## EXERCISE
Reproduce the material word for word; the images stay out.
○ ○ ○ ○ ○
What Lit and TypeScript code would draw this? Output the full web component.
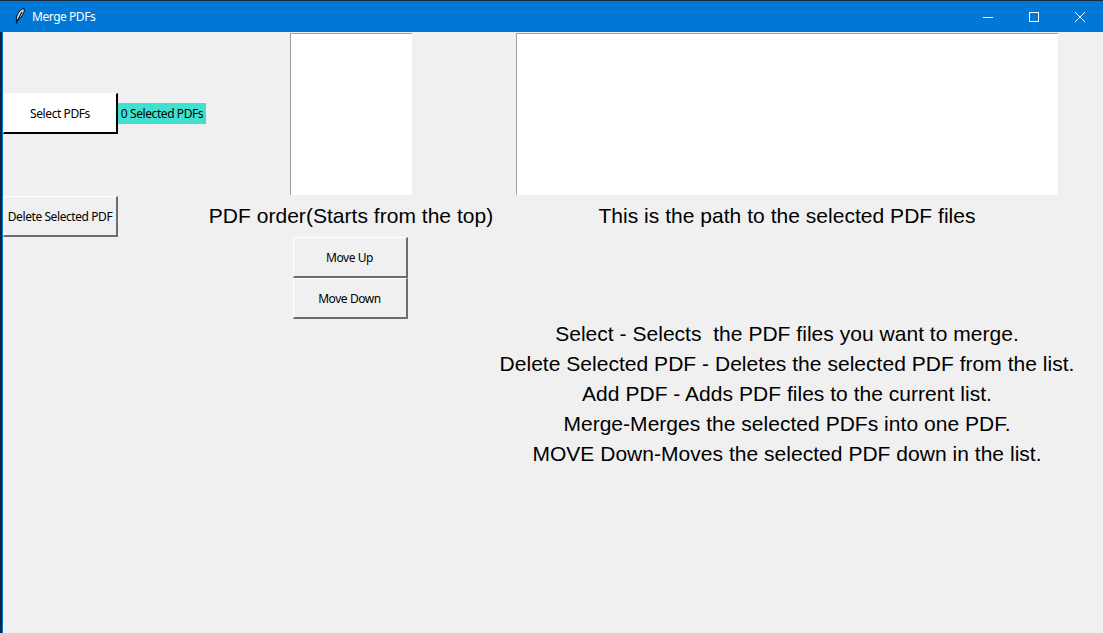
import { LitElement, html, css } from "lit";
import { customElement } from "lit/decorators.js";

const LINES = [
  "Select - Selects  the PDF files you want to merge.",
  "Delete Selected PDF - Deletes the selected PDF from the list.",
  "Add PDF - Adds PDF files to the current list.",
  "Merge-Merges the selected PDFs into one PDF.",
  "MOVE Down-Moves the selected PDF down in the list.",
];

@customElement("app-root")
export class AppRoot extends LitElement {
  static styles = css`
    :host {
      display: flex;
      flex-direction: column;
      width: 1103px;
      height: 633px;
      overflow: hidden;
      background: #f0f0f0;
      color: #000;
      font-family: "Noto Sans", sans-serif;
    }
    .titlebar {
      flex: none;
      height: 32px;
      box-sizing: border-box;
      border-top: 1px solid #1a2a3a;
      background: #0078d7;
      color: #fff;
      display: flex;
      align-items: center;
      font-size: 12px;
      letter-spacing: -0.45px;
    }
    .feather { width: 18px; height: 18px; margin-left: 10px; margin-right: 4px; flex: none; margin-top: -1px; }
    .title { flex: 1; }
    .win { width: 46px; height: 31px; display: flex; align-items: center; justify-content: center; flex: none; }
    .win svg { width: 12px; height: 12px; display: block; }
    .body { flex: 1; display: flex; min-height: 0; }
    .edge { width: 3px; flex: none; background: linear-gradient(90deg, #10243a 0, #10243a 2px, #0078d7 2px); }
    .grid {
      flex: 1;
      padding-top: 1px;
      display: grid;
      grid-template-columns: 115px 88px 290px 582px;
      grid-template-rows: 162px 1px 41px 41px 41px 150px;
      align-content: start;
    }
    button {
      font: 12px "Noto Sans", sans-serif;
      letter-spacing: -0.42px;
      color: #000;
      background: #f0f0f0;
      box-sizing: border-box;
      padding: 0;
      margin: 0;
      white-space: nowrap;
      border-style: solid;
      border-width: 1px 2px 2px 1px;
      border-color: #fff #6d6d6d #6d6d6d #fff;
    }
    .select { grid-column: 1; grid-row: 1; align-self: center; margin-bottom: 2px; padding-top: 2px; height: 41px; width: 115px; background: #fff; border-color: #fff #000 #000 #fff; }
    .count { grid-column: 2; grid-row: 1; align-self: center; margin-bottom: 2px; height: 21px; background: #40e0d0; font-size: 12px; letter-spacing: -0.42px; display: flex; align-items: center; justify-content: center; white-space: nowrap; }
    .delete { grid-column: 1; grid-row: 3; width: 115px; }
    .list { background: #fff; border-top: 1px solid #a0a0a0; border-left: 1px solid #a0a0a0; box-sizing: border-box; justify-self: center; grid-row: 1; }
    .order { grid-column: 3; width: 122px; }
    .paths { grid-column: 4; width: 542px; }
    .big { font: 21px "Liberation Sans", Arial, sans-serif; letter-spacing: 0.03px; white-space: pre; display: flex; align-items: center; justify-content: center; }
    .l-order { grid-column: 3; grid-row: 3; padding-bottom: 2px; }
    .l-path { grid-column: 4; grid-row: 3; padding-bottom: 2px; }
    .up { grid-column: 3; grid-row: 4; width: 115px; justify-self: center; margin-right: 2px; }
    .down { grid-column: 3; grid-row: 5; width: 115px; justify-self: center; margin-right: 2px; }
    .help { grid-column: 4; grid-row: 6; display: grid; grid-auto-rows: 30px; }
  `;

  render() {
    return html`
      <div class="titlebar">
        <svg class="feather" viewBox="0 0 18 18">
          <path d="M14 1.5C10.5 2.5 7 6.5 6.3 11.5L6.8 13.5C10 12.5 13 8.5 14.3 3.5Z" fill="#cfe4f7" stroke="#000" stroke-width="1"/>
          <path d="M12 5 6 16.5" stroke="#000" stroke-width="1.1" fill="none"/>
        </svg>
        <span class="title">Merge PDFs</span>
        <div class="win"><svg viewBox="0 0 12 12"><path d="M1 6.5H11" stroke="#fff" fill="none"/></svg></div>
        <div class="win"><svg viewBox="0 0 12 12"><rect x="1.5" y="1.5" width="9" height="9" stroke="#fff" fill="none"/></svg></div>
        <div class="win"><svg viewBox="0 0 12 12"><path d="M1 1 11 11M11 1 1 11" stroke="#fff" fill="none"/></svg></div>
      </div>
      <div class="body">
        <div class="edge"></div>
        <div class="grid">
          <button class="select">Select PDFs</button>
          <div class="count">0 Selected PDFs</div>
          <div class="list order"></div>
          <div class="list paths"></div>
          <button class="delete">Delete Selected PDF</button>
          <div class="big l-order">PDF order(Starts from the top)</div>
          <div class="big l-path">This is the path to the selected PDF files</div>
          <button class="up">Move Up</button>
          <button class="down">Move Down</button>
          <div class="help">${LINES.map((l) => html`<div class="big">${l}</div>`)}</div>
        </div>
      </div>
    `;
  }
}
○ ○ ○ ○ ○
## EXERCISE ANSWER
What Lit and TypeScript code would draw this? Output the full web component.
import { LitElement, html, css } from "lit";
import { customElement } from "lit/decorators.js";

const LINES = [
  "Select - Selects  the PDF files you want to merge.",
  "Delete Selected PDF - Deletes the selected PDF from the list.",
  "Add PDF - Adds PDF files to the current list.",
  "Merge-Merges the selected PDFs into one PDF.",
  "MOVE Down-Moves the selected PDF down in the list.",
];

@customElement("app-root")
export class AppRoot extends LitElement {
  static styles = css`
    :host {
      display: flex;
      flex-direction: column;
      width: 1103px;
      height: 633px;
      overflow: hidden;
      background: #f0f0f0;
      color: #000;
      font-family: "Noto Sans", sans-serif;
    }
    .titlebar {
      flex: none;
      height: 32px;
      box-sizing: border-box;
      border-top: 1px solid #1a2a3a;
      background: #0078d7;
      color: #fff;
      display: flex;
      align-items: center;
      font-size: 12px;
      letter-spacing: -0.45px;
    }
    .feather { width: 18px; height: 18px; margin-left: 10px; margin-right: 4px; flex: none; margin-top: -1px; }
    .title { flex: 1; }
    .win { width: 46px; height: 31px; display: flex; align-items: center; justify-content: center; flex: none; }
    .win svg { width: 12px; height: 12px; display: block; }
    .body { flex: 1; display: flex; min-height: 0; }
    .edge { width: 3px; flex: none; background: linear-gradient(90deg, #10243a 0, #10243a 2px, #0078d7 2px); }
    .grid {
      flex: 1;
      padding-top: 1px;
      display: grid;
      grid-template-columns: 115px 88px 290px 582px;
      grid-template-rows: 162px 1px 41px 41px 41px 150px;
      align-content: start;
    }
    button {
      font: 12px "Noto Sans", sans-serif;
      letter-spacing: -0.42px;
      color: #000;
      background: #f0f0f0;
      box-sizing: border-box;
      padding: 0;
      margin: 0;
      white-space: nowrap;
      border-style: solid;
      border-width: 1px 2px 2px 1px;
      border-color: #fff #6d6d6d #6d6d6d #fff;
    }
    .select { grid-column: 1; grid-row: 1; align-self: center; margin-bottom: 2px; padding-top: 2px; height: 41px; width: 115px; background: #fff; border-color: #fff #000 #000 #fff; }
    .count { grid-column: 2; grid-row: 1; align-self: center; margin-bottom: 2px; height: 21px; background: #40e0d0; font-size: 12px; letter-spacing: -0.42px; display: flex; align-items: center; justify-content: center; white-space: nowrap; }
    .delete { grid-column: 1; grid-row: 3; width: 115px; }
    .list { background: #fff; border-top: 1px solid #a0a0a0; border-left: 1px solid #a0a0a0; box-sizing: border-box; justify-self: center; grid-row: 1; }
    .order { grid-column: 3; width: 122px; }
    .paths { grid-column: 4; width: 542px; }
    .big { font: 21px "Liberation Sans", Arial, sans-serif; letter-spacing: 0.03px; white-space: pre; display: flex; align-items: center; justify-content: center; }
    .l-order { grid-column: 3; grid-row: 3; padding-bottom: 2px; }
    .l-path { grid-column: 4; grid-row: 3; padding-bottom: 2px; }
    .up { grid-column: 3; grid-row: 4; width: 115px; justify-self: center; margin-right: 2px; }
    .down { grid-column: 3; grid-row: 5; width: 115px; justify-self: center; margin-right: 2px; }
    .help { grid-column: 4; grid-row: 6; display: grid; grid-auto-rows: 30px; }
  `;

  render() {
    return html`
      <div class="titlebar">
        <svg class="feather" viewBox="0 0 18 18">
          <path d="M14 1.5C10.5 2.5 7 6.5 6.3 11.5L6.8 13.5C10 12.5 13 8.5 14.3 3.5Z" fill="#cfe4f7" stroke="#000" stroke-width="1"/>
          <path d="M12 5 6 16.5" stroke="#000" stroke-width="1.1" fill="none"/>
        </svg>
        <span class="title">Merge PDFs</span>
        <div class="win"><svg viewBox="0 0 12 12"><path d="M1 6.5H11" stroke="#fff" fill="none"/></svg></div>
        <div class="win"><svg viewBox="0 0 12 12"><rect x="1.5" y="1.5" width="9" height="9" stroke="#fff" fill="none"/></svg></div>
        <div class="win"><svg viewBox="0 0 12 12"><path d="M1 1 11 11M11 1 1 11" stroke="#fff" fill="none"/></svg></div>
      </div>
      <div class="body">
        <div class="edge"></div>
        <div class="grid">
          <button class="select">Select PDFs</button>
          <div class="count">0 Selected PDFs</div>
          <div class="list order"></div>
          <div class="list paths"></div>
          <button class="delete">Delete Selected PDF</button>
          <div class="big l-order">PDF order(Starts from the top)</div>
          <div class="big l-path">This is the path to the selected PDF files</div>
          <button class="up">Move Up</button>
          <button class="down">Move Down</button>
          <div class="help">${LINES.map((l) => html`<div class="big">${l}</div>`)}</div>
        </div>
      </div>
    `;
  }
}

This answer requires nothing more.